Task description:
Identify the lines that contain the word "full" and copy each one.

Data supplied:
/---

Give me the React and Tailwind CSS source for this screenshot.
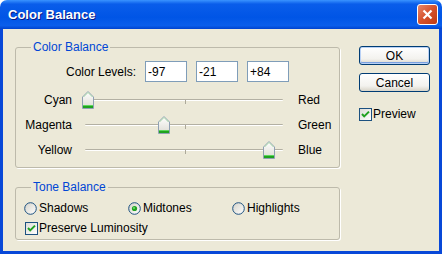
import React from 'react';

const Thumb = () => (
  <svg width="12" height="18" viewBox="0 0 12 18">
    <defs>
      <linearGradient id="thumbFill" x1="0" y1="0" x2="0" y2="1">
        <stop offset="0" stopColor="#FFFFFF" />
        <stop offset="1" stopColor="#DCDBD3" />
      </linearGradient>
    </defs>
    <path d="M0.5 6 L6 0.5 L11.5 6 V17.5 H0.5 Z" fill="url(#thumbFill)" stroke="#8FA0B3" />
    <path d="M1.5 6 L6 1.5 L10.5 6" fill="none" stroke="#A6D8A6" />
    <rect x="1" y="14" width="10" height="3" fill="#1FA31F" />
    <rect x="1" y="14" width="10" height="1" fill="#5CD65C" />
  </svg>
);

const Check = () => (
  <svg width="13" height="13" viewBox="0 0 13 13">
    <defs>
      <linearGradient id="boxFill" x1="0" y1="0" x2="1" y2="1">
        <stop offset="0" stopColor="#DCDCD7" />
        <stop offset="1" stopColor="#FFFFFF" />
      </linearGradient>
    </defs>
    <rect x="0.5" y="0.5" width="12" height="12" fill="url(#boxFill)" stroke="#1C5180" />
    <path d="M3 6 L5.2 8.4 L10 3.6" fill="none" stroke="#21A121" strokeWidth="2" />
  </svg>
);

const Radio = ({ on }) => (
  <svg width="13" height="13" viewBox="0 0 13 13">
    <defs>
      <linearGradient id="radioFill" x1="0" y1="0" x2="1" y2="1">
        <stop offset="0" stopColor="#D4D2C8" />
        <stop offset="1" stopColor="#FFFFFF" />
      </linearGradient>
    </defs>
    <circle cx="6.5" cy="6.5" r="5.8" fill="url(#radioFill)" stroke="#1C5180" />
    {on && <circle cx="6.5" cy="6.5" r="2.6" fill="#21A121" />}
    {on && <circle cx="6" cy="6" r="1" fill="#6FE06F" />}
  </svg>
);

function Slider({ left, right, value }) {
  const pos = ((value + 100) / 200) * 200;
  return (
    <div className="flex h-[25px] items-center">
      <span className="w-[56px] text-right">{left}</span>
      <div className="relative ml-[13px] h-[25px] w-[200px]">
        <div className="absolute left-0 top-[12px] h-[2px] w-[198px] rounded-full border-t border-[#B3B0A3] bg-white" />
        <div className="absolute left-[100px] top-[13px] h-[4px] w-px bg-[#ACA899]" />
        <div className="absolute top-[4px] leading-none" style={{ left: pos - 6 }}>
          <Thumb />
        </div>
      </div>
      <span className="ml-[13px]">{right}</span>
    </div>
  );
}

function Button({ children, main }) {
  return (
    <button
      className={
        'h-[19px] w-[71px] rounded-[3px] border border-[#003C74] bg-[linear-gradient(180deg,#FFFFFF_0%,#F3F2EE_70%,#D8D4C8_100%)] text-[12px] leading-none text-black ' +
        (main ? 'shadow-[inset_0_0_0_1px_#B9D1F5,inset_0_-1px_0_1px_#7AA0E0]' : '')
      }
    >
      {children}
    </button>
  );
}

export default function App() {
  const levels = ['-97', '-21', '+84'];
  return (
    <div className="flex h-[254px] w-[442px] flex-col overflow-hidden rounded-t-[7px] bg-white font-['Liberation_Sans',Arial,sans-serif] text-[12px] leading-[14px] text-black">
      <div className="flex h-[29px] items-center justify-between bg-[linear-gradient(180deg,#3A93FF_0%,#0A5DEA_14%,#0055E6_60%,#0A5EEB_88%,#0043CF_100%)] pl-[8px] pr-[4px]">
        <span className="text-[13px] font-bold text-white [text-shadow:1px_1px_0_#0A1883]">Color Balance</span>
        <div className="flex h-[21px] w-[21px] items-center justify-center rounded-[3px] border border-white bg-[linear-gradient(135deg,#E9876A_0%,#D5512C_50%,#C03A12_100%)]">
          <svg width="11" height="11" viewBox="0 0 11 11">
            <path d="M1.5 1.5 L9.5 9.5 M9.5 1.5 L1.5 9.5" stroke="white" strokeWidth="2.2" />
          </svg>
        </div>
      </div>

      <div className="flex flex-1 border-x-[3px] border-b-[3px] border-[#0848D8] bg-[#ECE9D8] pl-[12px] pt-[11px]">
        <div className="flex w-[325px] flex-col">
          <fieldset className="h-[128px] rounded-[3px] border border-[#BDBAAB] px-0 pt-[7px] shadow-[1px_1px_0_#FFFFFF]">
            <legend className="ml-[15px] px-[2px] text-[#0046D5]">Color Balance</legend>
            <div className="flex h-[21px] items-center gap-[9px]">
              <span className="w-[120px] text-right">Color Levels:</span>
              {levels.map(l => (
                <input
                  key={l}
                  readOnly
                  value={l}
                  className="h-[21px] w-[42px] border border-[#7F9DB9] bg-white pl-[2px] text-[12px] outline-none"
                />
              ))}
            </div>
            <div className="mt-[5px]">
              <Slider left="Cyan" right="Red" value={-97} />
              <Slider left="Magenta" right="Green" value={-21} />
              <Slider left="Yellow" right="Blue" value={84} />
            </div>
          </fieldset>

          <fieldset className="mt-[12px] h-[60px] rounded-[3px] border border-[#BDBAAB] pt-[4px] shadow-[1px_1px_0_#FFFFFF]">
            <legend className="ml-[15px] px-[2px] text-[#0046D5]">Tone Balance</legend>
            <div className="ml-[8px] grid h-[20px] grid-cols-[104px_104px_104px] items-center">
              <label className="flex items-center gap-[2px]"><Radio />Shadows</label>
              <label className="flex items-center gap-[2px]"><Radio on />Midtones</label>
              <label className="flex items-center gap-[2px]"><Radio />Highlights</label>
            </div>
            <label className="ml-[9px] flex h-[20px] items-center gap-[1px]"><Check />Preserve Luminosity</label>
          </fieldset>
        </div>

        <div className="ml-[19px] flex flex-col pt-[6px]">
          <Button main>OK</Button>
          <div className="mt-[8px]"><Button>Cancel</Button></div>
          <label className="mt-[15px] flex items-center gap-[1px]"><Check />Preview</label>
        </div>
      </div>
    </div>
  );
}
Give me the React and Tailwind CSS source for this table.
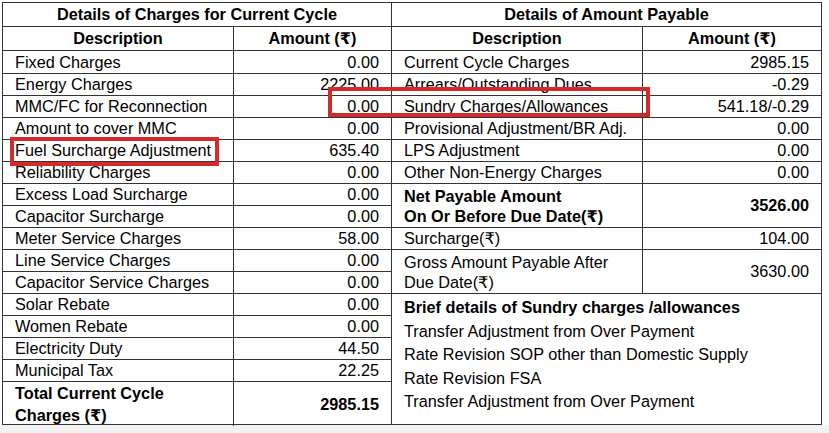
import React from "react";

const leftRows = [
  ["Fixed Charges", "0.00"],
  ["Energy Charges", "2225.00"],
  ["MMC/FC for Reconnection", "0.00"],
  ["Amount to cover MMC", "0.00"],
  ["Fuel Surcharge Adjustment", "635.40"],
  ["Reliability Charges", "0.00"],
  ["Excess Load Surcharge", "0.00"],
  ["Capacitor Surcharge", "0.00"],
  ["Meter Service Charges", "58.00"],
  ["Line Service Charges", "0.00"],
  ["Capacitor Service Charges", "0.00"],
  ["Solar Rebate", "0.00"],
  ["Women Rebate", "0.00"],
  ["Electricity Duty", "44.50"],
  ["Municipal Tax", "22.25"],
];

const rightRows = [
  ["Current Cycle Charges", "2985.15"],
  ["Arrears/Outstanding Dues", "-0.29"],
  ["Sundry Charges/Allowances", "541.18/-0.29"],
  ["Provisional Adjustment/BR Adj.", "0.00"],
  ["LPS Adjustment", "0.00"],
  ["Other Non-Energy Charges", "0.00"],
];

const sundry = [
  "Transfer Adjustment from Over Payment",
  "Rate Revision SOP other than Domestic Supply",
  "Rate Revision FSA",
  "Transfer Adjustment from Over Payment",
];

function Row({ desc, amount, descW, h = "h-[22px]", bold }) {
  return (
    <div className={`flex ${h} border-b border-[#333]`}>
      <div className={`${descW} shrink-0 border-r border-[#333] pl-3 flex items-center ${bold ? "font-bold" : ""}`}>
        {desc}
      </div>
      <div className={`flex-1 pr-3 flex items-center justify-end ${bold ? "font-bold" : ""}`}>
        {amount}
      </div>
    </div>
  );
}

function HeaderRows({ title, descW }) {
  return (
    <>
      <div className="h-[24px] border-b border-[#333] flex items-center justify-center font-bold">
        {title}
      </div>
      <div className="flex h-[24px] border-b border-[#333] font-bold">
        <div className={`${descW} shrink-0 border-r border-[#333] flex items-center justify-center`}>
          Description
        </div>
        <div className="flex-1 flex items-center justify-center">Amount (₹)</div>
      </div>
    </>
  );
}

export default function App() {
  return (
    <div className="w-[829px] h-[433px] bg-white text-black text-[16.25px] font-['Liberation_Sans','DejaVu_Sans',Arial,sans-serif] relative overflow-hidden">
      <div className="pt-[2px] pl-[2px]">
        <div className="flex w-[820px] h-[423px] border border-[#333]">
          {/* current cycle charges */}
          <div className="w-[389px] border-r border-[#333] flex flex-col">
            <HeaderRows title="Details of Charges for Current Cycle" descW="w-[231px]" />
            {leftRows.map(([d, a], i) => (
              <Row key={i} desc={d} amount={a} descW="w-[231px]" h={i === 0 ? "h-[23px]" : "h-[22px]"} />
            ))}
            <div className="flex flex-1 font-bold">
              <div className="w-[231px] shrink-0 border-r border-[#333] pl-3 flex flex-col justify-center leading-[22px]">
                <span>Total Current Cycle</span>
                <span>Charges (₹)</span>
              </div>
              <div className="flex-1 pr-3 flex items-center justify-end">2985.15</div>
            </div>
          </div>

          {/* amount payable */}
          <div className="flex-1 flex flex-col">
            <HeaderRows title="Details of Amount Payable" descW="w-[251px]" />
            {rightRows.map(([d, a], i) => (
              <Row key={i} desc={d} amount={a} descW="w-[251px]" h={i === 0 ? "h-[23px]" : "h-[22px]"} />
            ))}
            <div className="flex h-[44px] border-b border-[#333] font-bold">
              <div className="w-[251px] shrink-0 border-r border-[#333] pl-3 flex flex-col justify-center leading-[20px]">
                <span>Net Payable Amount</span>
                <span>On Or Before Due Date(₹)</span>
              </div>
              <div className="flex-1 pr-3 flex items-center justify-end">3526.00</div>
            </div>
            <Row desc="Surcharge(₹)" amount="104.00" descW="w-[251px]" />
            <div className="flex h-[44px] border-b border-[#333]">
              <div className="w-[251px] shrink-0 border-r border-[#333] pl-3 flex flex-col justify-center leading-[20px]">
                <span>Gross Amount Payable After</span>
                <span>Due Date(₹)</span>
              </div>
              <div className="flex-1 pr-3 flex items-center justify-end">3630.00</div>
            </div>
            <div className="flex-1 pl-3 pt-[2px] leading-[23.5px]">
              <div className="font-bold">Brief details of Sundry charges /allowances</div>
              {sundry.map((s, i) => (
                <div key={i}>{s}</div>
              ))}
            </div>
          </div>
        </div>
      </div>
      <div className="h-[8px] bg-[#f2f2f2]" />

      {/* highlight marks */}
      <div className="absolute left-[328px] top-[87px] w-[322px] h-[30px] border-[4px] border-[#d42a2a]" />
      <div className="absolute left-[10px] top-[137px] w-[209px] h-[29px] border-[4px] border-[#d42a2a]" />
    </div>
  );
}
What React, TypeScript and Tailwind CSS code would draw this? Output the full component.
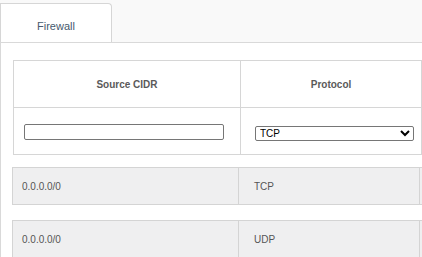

\---

Output below:
        <div className="absolute left-0 top-[12px] h-[2px] w-[198px] rounded-full border-t border-[#B3B0A3] bg-white" />
What React, TypeScript and Tailwind CSS code would draw this? Output the full component.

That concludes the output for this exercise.